§ Direction
Copy each line that has the string "components" somewhere in it.

——

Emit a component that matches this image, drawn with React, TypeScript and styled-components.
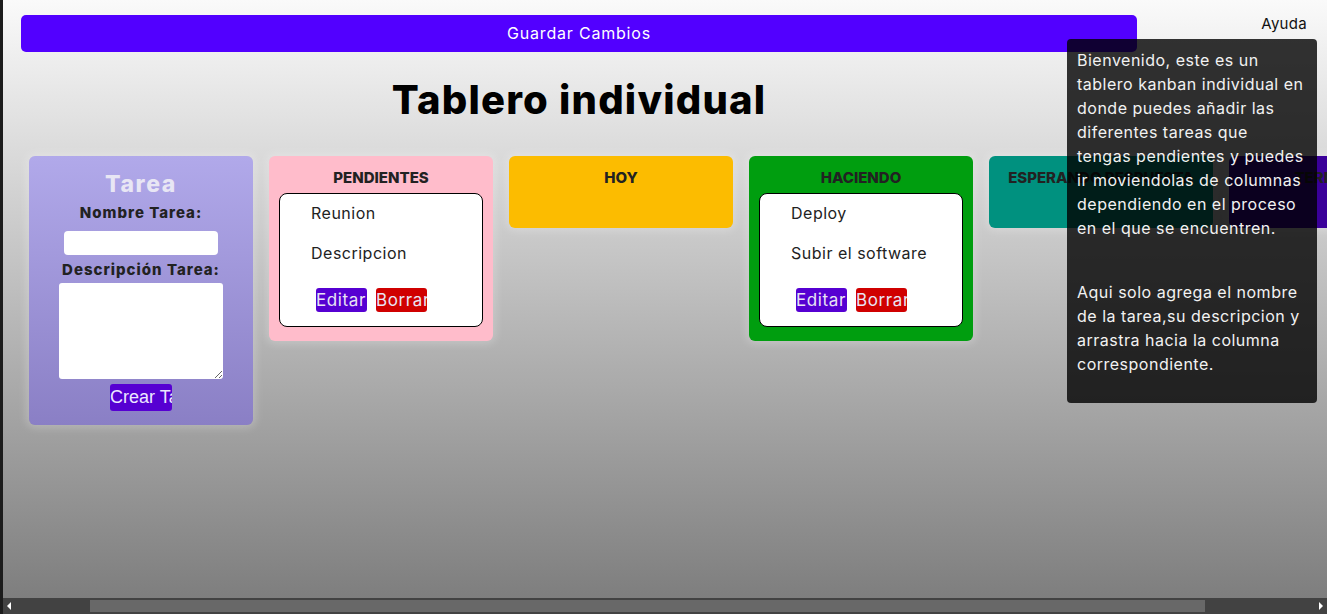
import React, { useLayoutEffect, useRef } from "react";
import styled, { createGlobalStyle } from "styled-components";

const GlobalStyle = createGlobalStyle`
  html, body { margin: 0; padding: 0; height: 100%; overflow: hidden; }
  body { font-family: Inter, "Noto Sans", sans-serif; letter-spacing: 0.5px; }
  * { box-sizing: border-box; }
`;

const Screen = styled.div`
  height: 614px;
  display: flex;
  flex-direction: column;
  border-left: 3px solid #1c1c1c;
  background: #424242;
  position: relative;
`;

const Viewport = styled.div`
  flex: 1;
  min-height: 0;
  overflow: hidden;
  background: linear-gradient(#fafafa, #7e7e7e);
`;

const ScrollBar = styled.div`
  flex: 0 0 16px;
  display: flex;
  align-items: stretch;
  background: #424242;
`;

const ScrollArrow = styled.div<{ $dir: "left" | "right" }>`
  flex: 0 0 16px;
  display: flex;
  align-items: center;
  justify-content: center;
  &::before {
    content: "";
    width: 0;
    height: 0;
    border-top: 4px solid transparent;
    border-bottom: 4px solid transparent;
    ${(p) =>
      p.$dir === "left"
        ? "border-right: 4px solid #fff; margin-left: -4px;"
        : "border-left: 4px solid #fff; margin-right: -4px;"}
  }
`;

const ScrollTrack = styled.div`
  flex: 1;
  padding: 2px 0 2px 71px;
`;

const ScrollThumb = styled.div`
  width: 1115px;
  height: 100%;
  background: #686868;
`;

const Board = styled.div`
  width: max-content;
  padding-left: 81px;
  display: flex;
  flex-direction: column;
`;

const Header = styled.header`
  width: 1158px;
  padding: 15px 21px 0;
`;

const SaveButton = styled.button`
  display: block;
  width: 100%;
  height: 37px;
  padding: 0 0 2px;
  border: none;
  border-radius: 5px;
  background: #5200ff;
  color: #fff;
  font-family: Inter, sans-serif;
  font-size: 16px;
  letter-spacing: 0.8px;
`;

const Title = styled.h1`
  width: 1158px;
  margin: 24px 0 32px;
  text-align: center;
  font-size: 40px;
  line-height: 48px;
  font-weight: 800;
  letter-spacing: 1.2px;
  color: #000;
`;

const Columns = styled.div`
  display: flex;
  align-items: flex-start;
  gap: 16px;
  padding-left: 29px;
`;

const Panel = styled.section<{ $bg: string }>`
  width: 224px;
  border-radius: 6px;
  background: ${(p) => p.$bg};
  box-shadow: 0 0 8px 3px rgba(255, 255, 255, 0.22);
`;

const FormPanel = styled(Panel)`
  display: flex;
  flex-direction: column;
  align-items: center;
  padding: 14px 0 14px;
`;

const FormTitle = styled.h2`
  margin: 0;
  font-size: 23px;
  line-height: 28px;
  font-weight: 800;
  letter-spacing: 1.6px;
  color: #e8e6f4;
`;

const FieldLabel = styled.label<{ $top: number }>`
  display: block;
  margin-top: ${(p) => p.$top}px;
  font-size: 15px;
  line-height: 20px;
  font-weight: 800;
  letter-spacing: 1px;
  color: #222;
`;

const NameInput = styled.input`
  margin-top: 8px;
  width: 154px;
  height: 24px;
  border: none;
  border-radius: 4px;
  background: #fff;
`;

const DescInput = styled.textarea`
  margin-top: 3px;
  width: 164px;
  height: 96px;
  border: none;
  border-radius: 3px;
  background: #fff;
  resize: both;
  display: block;
`;

const CreateButton = styled.button`
  margin-top: 5px;
  width: 62px;
  height: 27px;
  padding: 0;
  border: none;
  border-radius: 3px;
  background: #5600d2;
  color: #ece8ff;
  font-family: "Liberation Sans", Arial, sans-serif;
  font-size: 18px;
  letter-spacing: 0;
  white-space: nowrap;
  overflow: hidden;
  text-align: left;
`;

const Column = styled(Panel)`
  padding: 11px 10px 14px;
`;

const ColumnTitle = styled.h3`
  margin: 0 0 4px;
  text-align: center;
  white-space: nowrap;
  font-size: 15px;
  line-height: 22px;
  font-weight: 800;
  letter-spacing: 0;
  color: #222;
`;

const DropZone = styled.div`
  min-height: 21px;
`;

const TaskCard = styled.article`
  background: #fff;
  border: 1px solid #000;
  border-radius: 8px;
  padding: 7px 0 14px 31px;
`;

const TaskText = styled.p<{ $gap: number }>`
  margin: 0 0 ${(p) => p.$gap}px;
  font-size: 16px;
  line-height: 24px;
  color: #222;
`;

const Actions = styled.div`
  display: flex;
  gap: 9px;
  padding-left: 5px;
`;

const ActionButton = styled.button<{ $bg: string }>`
  width: 51px;
  height: 24px;
  padding: 0;
  border: none;
  border-radius: 3px;
  background: ${(p) => p.$bg};
  color: #e8e4f4;
  font-family: Inter, sans-serif;
  font-size: 17px;
  letter-spacing: 0.6px;
  white-space: nowrap;
  overflow: hidden;
  text-align: left;
`;

const HelpLink = styled.span`
  position: absolute;
  top: 14px;
  right: 20px;
  font-size: 15px;
  line-height: 20px;
  letter-spacing: 0.3px;
  color: #111;
`;

const Tooltip = styled.div`
  position: absolute;
  top: 39px;
  right: 10px;
  width: 250px;
  height: 364px;
  padding: 9px 10px;
  border-radius: 4px;
  background: rgba(0, 0, 0, 0.8);
  color: #f2f2f2;
  font-size: 16px;
  line-height: 24px;
  white-space: nowrap;
`;

const TipParagraph = styled.p`
  margin: 0 0 40px;
`;

type Task = { title: string; desc: string };
type Col = { name: string; color: string; tasks: Task[] };

const columns: Col[] = [
  { name: "PENDIENTES", color: "#ffbccb", tasks: [{ title: "Reunion", desc: "Descripcion" }] },
  { name: "HOY", color: "#fcbc00", tasks: [] },
  { name: "HACIENDO", color: "#009e0f", tasks: [{ title: "Deploy", desc: "Subir el software" }] },
  { name: "ESPERANDO RESPUESTA", color: "#00917f", tasks: [] },
  { name: "TERMINADO", color: "#3a0099", tasks: [] },
];

const helpIntro = [
  "Bienvenido, este es un",
  "tablero kanban individual en",
  "donde puedes añadir las",
  "diferentes tareas que",
  "tengas pendientes y puedes",
  "ir moviendolas de columnas",
  "dependiendo en el proceso",
  "en el que se encuentren.",
];

const helpHowTo = [
  "Aqui solo agrega el nombre",
  "de la tarea,su descripcion y",
  "arrastra hacia la columna",
  "correspondiente.",
];

const Lines = ({ lines }: { lines: string[] }) => (
  <>
    {lines.map((l, i) => (
      <React.Fragment key={i}>
        {i > 0 && <br />}
        {l}
      </React.Fragment>
    ))}
  </>
);

export default function App() {
  const ref = useRef<HTMLDivElement>(null);
  useLayoutEffect(() => {
    if (ref.current) ref.current.scrollLeft = 84;
  }, []);

  return (
    <>
      <GlobalStyle />
      <Screen>
        <Viewport ref={ref}>
          <Board>
            <Header>
              <SaveButton>Guardar Cambios</SaveButton>
            </Header>
            <Title>Tablero individual</Title>
            <Columns>
              <FormPanel $bg="linear-gradient(#b1a9ea, #8a7fc5)">
                <FormTitle>Tarea</FormTitle>
                <FieldLabel $top={5}>Nombre Tarea:</FieldLabel>
                <NameInput />
                <FieldLabel $top={5}>Descripción Tarea:</FieldLabel>
                <DescInput />
                <CreateButton>Crear Tarea</CreateButton>
              </FormPanel>
              {columns.map((c) => (
                <Column key={c.name} $bg={c.color}>
                  <ColumnTitle>{c.name}</ColumnTitle>
                  <DropZone>
                    {c.tasks.map((t) => (
                      <TaskCard key={t.title}>
                        <TaskText $gap={16}>{t.title}</TaskText>
                        <TaskText $gap={23}>{t.desc}</TaskText>
                        <Actions>
                          <ActionButton $bg="#5600d2">Editar</ActionButton>
                          <ActionButton $bg="#d00000">Borrar</ActionButton>
                        </Actions>
                      </TaskCard>
                    ))}
                  </DropZone>
                </Column>
              ))}
            </Columns>
          </Board>
        </Viewport>
        <ScrollBar>
          <ScrollArrow $dir="left" />
          <ScrollTrack>
            <ScrollThumb />
          </ScrollTrack>
          <ScrollArrow $dir="right" />
        </ScrollBar>
        <HelpLink>Ayuda</HelpLink>
        <Tooltip>
          <TipParagraph>
            <Lines lines={helpIntro} />
          </TipParagraph>
          <TipParagraph>
            <Lines lines={helpHowTo} />
          </TipParagraph>
        </Tooltip>
      </Screen>
    </>
  );
}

——

§ The completed task
Emit a component that matches this image, drawn with React, TypeScript and styled-components.
import styled, { createGlobalStyle } from "styled-components";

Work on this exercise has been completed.